### Exercise objective
Scan the entries below and report only how many lines contain "TypeScript".

### Code that builds pages
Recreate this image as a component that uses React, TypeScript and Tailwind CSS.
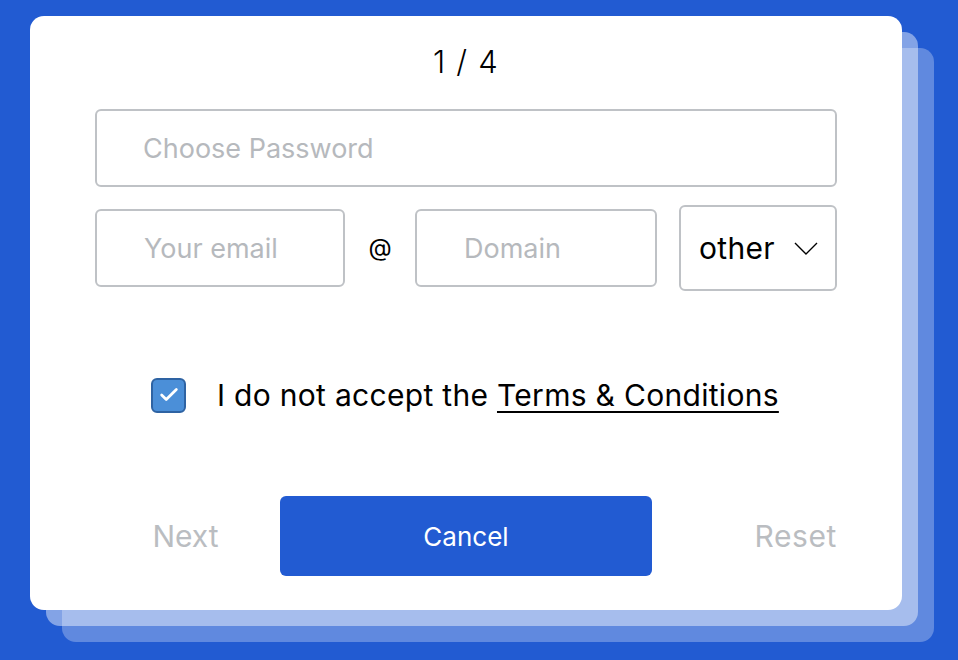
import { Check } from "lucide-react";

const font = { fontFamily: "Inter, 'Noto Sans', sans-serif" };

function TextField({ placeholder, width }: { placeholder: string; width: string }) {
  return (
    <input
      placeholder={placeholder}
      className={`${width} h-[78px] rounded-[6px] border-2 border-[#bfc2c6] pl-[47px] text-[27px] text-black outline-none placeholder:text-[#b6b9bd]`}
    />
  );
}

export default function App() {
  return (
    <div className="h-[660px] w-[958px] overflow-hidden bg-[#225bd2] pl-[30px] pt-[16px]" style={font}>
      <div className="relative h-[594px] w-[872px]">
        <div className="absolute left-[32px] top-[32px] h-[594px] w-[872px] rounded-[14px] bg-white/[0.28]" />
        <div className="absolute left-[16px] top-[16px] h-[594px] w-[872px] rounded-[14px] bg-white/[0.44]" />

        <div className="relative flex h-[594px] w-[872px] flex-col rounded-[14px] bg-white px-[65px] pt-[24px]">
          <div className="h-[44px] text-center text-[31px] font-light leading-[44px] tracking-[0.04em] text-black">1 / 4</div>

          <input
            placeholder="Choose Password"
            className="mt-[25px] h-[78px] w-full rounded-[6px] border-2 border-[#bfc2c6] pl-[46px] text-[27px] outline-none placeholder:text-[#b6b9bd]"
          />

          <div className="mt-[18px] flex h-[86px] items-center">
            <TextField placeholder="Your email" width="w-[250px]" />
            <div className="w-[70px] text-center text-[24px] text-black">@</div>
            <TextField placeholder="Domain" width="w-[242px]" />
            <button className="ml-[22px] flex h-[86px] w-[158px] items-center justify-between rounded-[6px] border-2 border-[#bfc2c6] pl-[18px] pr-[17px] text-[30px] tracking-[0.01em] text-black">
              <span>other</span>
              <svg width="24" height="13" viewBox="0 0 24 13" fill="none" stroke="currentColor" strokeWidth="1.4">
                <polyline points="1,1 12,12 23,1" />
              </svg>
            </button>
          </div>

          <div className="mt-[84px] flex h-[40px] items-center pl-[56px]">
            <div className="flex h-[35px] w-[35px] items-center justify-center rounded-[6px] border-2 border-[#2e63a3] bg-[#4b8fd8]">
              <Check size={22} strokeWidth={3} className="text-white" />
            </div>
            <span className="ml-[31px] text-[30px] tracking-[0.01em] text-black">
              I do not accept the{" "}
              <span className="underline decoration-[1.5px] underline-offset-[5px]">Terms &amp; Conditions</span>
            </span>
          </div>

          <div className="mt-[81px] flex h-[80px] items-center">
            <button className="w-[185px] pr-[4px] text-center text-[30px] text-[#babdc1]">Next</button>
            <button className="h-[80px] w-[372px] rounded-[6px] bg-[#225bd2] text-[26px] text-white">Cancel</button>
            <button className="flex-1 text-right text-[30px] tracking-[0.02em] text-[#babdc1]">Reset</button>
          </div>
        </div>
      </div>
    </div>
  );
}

* * *

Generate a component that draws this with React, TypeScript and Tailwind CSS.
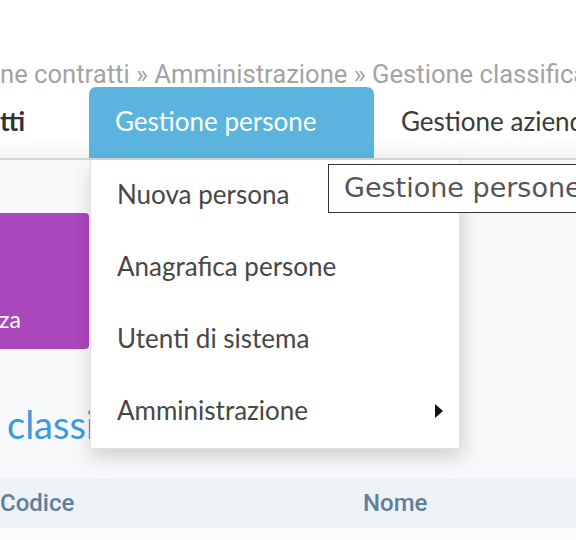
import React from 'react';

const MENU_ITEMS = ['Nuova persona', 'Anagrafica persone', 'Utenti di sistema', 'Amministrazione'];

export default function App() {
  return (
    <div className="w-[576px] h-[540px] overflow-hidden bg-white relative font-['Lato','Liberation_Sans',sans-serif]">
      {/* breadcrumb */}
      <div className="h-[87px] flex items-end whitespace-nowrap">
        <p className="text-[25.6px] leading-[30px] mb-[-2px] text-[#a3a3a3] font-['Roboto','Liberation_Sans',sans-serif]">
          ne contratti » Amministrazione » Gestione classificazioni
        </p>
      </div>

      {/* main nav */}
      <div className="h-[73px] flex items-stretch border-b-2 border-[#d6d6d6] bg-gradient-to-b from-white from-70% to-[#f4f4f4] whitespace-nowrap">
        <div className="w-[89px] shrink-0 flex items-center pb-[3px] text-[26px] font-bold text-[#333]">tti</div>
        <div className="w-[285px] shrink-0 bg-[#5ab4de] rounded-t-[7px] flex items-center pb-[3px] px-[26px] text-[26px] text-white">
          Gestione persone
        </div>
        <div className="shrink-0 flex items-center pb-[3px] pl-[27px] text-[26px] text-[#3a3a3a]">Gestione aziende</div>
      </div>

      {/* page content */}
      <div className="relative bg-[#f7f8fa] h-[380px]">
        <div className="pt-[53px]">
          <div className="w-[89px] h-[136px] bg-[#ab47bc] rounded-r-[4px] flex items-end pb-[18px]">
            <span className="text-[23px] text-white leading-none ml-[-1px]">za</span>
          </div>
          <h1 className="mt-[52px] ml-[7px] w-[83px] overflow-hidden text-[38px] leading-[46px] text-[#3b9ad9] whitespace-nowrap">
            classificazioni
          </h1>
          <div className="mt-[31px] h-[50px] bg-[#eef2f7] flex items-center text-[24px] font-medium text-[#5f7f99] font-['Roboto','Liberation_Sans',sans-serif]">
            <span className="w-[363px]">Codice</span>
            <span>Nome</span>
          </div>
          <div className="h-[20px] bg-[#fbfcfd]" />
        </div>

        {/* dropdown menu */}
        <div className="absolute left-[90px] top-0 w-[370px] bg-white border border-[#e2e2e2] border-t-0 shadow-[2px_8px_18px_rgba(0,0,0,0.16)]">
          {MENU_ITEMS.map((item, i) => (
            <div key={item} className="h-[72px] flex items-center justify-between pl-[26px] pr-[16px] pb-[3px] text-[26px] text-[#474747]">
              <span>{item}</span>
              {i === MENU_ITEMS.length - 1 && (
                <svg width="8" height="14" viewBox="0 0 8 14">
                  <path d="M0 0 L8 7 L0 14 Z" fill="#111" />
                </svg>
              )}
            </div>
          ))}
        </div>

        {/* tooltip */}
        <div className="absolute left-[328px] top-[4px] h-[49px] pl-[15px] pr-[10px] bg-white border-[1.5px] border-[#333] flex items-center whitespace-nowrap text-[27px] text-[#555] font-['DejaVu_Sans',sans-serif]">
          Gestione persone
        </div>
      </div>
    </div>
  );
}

* * *

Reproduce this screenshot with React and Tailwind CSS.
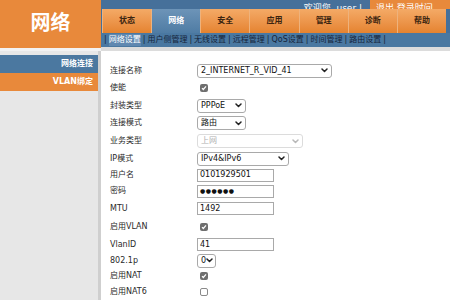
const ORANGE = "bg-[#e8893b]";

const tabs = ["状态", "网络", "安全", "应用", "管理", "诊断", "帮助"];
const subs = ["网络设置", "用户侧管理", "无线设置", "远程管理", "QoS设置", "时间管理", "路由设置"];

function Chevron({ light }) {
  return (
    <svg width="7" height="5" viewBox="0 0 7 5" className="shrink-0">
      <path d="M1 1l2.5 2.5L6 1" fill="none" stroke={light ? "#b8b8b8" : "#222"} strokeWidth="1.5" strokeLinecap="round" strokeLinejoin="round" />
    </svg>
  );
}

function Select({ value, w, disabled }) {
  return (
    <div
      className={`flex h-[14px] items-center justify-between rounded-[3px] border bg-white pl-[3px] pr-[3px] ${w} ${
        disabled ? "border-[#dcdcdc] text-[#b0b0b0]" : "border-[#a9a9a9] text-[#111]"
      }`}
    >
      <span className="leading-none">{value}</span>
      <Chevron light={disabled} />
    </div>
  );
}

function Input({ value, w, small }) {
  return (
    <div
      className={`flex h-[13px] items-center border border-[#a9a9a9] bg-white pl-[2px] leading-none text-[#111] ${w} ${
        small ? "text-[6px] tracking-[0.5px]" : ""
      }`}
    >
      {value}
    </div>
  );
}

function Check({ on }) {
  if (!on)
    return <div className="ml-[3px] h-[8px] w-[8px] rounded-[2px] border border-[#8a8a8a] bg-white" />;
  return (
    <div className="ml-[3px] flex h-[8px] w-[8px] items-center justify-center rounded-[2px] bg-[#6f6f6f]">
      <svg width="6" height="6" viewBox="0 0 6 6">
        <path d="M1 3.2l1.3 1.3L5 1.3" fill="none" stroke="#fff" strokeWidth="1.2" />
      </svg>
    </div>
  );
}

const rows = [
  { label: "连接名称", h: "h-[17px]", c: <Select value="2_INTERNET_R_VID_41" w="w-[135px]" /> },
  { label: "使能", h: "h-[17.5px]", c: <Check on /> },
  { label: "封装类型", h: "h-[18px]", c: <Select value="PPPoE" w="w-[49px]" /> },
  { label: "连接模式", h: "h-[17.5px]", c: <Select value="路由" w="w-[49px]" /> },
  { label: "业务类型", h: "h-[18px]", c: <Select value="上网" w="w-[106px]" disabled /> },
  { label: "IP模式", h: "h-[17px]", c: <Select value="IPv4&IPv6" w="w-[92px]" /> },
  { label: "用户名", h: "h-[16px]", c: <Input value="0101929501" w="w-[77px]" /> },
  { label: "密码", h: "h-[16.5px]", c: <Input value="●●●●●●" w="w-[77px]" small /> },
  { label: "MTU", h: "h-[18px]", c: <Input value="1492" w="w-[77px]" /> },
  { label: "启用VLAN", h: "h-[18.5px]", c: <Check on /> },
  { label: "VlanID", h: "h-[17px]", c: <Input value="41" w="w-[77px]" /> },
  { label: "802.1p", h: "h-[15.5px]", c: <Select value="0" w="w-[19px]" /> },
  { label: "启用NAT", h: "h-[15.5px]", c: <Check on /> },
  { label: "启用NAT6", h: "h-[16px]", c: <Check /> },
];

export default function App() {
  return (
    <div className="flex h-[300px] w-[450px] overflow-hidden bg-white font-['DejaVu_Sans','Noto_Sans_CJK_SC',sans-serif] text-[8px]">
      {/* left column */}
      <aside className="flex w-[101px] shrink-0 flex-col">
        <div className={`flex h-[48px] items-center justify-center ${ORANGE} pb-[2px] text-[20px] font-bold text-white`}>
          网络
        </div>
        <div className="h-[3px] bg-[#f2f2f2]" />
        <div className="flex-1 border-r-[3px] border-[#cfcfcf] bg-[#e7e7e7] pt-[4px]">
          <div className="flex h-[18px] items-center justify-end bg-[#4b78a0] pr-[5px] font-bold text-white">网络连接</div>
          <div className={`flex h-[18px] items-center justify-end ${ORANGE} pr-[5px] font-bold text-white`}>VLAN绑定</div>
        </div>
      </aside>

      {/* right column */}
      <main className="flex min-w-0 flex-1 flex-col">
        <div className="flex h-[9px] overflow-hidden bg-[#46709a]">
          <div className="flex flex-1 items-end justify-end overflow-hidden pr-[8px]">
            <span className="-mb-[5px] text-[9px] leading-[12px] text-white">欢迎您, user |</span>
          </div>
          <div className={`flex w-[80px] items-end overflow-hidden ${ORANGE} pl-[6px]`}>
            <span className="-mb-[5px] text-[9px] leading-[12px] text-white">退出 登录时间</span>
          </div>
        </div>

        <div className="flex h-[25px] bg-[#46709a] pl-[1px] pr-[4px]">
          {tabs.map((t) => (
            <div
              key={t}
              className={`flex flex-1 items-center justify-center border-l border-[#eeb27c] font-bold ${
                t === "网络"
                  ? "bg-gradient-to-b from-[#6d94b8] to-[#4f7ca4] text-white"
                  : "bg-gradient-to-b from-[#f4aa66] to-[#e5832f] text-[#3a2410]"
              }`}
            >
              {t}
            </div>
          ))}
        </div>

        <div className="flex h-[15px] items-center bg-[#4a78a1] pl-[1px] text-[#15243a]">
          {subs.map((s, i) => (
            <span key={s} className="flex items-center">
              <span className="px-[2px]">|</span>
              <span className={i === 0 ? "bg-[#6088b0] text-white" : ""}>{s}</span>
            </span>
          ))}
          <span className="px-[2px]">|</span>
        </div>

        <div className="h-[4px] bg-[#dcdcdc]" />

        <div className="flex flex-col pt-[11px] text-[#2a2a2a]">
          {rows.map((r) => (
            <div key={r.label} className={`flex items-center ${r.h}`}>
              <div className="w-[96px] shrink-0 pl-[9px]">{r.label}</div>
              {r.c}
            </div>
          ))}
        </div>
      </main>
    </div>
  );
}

### Written reply
2